The reporting was about the overall uptime of each machine, including whether there was a machine available at each location at a given time, whether the combination of components that were unavailable meant that the entire machine was considered down, or whether so many machines at a location were down that the location itself needed to be marked as unavailable, and so on. The data for a single machine was like:
Machine | Time | Message |
100 | 19980109 12:33:05 | OK |
100 | 19980109 12:34:23 | HEAT WARNING |
100 | 19980109 12:34:26 | COMP1 ERROR |
100 | 19980109 12:34:29 | TOUCHPAD ERROR |
100 | 19980109 12:35:12 | COMP1 NOERROR |
100 | 19980109 12:35:19 | HEAT NORMAL |
100 | 19980109 12:30:00 | Report – TOUCHPAD ERROR |
100 | 19980109 12:35:00 | Report – TOUCHPAD FIXED |
…and so on. Timestamps were available for when phone calls came in, but apparently the reporting needed to show the time that the person said they saw it was unavailable, not the time the alert came through. Go figure.
The reporting would need to have looked at this data, and figured out that the touchpad was unavailable between 12:30 and 12:35, and that Component 1 was unavailable for 48 seconds. There would’ve been tables available to show that the touchpad being down meant the machine would’ve been considered only 50% available, and that Component 1 being down meant 60% available, but a combination of both touchpad and component 1 meant completely down. So this data would mean: 4 minutes 26 seconds of 50% available, 34 seconds of 0% available, and 12 seconds of 60% available. The reports were in place before I went there – they just didn’t run well.

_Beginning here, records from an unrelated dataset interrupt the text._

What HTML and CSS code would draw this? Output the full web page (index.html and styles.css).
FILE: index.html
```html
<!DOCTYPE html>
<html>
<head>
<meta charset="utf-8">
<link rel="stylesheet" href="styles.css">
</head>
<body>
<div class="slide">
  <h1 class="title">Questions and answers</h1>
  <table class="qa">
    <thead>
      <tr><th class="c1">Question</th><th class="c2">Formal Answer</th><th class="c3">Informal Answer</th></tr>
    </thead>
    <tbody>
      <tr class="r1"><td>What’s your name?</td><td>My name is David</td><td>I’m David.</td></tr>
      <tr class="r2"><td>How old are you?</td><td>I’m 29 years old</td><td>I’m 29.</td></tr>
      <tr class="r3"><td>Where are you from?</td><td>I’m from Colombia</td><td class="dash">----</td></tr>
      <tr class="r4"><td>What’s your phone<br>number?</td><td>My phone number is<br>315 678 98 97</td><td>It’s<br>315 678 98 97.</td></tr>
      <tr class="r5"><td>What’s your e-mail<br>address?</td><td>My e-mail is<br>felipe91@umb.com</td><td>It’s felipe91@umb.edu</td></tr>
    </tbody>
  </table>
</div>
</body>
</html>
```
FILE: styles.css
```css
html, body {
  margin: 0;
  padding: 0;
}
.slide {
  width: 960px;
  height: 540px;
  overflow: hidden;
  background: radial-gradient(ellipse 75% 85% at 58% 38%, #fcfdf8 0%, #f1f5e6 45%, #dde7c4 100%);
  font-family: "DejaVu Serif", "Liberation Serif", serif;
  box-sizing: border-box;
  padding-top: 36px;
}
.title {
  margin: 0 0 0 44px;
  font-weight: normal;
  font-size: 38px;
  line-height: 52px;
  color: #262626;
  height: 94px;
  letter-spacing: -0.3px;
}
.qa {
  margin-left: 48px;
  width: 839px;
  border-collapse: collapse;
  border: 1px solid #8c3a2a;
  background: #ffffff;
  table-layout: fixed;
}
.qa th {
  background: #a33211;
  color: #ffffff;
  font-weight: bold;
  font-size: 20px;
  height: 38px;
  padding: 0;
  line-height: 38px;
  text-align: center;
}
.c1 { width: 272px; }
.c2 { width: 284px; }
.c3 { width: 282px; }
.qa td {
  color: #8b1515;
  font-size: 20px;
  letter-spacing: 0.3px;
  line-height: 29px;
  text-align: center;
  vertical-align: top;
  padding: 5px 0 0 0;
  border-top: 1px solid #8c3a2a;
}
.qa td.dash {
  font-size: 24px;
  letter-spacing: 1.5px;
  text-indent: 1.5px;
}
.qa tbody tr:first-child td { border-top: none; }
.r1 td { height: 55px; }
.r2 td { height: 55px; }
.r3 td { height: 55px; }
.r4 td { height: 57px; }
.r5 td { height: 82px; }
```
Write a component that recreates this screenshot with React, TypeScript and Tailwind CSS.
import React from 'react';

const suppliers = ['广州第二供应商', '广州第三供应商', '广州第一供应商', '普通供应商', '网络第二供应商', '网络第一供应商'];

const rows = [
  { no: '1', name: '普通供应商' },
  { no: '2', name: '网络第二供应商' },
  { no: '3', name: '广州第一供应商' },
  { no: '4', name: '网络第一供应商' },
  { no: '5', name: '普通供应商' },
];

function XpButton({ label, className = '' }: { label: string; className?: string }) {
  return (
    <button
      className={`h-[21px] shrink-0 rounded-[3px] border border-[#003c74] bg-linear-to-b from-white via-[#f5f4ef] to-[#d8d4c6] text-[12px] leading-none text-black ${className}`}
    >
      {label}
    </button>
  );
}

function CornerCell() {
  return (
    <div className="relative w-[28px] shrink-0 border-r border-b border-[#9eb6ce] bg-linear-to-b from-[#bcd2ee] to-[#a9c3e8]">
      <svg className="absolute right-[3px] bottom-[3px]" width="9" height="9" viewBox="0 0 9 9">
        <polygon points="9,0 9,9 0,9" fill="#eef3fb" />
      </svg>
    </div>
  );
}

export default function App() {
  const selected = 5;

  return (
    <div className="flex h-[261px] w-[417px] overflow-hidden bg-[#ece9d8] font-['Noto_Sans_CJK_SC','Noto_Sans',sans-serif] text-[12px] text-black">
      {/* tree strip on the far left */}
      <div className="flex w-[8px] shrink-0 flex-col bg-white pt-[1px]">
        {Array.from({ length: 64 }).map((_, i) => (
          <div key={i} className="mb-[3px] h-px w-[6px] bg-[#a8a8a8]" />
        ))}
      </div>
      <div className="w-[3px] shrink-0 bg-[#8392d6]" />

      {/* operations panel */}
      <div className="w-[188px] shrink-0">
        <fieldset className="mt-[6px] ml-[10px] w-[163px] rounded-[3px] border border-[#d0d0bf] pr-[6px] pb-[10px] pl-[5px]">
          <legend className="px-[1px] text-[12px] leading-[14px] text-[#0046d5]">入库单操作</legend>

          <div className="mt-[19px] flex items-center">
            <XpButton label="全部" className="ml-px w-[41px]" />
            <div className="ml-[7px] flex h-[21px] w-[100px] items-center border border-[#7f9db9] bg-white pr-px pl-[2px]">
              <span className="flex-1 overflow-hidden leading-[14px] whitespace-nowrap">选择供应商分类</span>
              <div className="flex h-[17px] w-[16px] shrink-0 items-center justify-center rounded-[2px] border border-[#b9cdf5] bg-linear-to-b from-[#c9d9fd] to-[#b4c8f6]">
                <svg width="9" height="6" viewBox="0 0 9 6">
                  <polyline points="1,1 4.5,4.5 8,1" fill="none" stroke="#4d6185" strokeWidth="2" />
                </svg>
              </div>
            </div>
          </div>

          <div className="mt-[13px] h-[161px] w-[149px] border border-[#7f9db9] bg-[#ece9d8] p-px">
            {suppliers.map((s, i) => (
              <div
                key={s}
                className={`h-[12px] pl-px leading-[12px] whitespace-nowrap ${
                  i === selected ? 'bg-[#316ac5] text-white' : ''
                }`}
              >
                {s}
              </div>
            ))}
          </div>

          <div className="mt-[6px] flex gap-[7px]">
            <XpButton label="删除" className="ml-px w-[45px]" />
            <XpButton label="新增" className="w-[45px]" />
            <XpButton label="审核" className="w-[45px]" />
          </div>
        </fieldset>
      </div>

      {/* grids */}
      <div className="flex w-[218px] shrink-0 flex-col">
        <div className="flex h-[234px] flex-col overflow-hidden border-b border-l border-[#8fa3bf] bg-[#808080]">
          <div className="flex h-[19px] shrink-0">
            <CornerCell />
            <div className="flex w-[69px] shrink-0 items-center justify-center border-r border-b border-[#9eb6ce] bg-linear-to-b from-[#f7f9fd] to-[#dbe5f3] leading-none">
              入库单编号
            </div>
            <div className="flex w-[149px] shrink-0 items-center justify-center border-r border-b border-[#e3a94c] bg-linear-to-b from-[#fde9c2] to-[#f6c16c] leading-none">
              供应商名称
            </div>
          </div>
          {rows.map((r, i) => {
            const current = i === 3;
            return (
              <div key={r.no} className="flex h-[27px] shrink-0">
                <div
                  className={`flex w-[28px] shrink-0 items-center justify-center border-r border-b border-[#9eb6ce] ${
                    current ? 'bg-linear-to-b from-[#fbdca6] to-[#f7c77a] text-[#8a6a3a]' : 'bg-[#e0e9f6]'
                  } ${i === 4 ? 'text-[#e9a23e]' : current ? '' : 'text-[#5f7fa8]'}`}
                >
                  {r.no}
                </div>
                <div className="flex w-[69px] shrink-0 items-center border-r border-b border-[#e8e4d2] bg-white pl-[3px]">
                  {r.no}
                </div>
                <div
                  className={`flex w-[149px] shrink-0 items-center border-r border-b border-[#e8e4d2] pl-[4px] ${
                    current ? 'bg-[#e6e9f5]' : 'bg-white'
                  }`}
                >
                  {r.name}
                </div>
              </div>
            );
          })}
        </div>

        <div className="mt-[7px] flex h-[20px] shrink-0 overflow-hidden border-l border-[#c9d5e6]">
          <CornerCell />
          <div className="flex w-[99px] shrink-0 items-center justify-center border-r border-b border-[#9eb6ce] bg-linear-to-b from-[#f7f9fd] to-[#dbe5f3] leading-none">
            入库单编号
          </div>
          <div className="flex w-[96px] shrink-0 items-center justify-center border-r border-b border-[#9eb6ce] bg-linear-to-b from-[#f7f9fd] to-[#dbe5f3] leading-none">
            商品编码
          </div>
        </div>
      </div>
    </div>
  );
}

They ran by querying all the data, and then looping through it (in VB3) to figure out the gaps, and to try to keep track of what was available and what wasn’t. If the report were at the machine level, it would pull back everything for that machine during the time period of interest and then try to figure it all out, but if it were at the location level, or even city-wide, it was dealing with a very different amount of data. It would take a few minutes to run a report for a single machine for a week, and many reports that were available had simply never been run. Fixing this was one of the biggest challenges I had in my first few months of consulting.
I didn’t know until years later that what I did was to create a data warehouse of sorts.
I could see that the moment when someone hit the button to say “Show me the report for machine 100 last week” was the wrong time to do the reporting, because no one wanted to watch a computer for a few minutes – or a few HOURS if they wanted a larger amount of time or more than a handful of machines. That meant the work needed to be done ahead of time.
So I relaxed many of the rules of database design I’d learned, and came up with some denormalised tables that were purely designed for analysing the data. This would store the amount of downtime per machine or per location, but be populated ahead of time – updating it with maybe an hour or so latency, long enough to allow for the phoned-in alerts. I’d store the number of seconds since the last machine event, and what the availability proportion was during that time period, and include extra dummy events for the start of each hour, so that the report could handle exact time periods. I spread the heavy-lifting across time, pulling the new messages in as regularly as I could, to avoid doing that heavy lifting when time was more urgent. This was ETL, although I just considered it was reporting-preparation, and didn’t learn what ETL meant until much later.
Once that data was in place, I could just sum the product of number of seconds * availability, and the reports could be produced quickly and easily, no matter how large they were. There was no longer a need for a cursor at report runtime – just regular aggregations.
For me, this trick of doing the work at a time when it’s less urgent is key to a lot of things in the database world (and also in the rest of life). I use indexes to keep a sorted copy of data so that aggregations and joins can run faster. I use filtered indexes to separate out lists of new data from old data. I use data warehouse and cubes to handle history and data quality and complex calculations, so that business users can explore data to their hearts’ content. If I can put up with doing the work later, then maybe it’s just fine to not have those indexes in place – perhaps I’m totally okay about scanning a table of 1000 rows every so often. But if the cost of maintaining a separate copy (index, warehouse, whatever) isn’t going to be significant when spread out over time, but that copy is going to make life much easier when it comes to the crunch, then I’m going to do it.
I often think back to some of the customers / projects that I’ve had over the years and roll my eyes at what I had to overcome. Generally though, the worse they were, the more I learned and the stronger I became.
It’s all just practice for whatever is going to come in the future, right?
This post was written in response to this month’s T-SQL Tuesday, hosted by Arun Sirpal.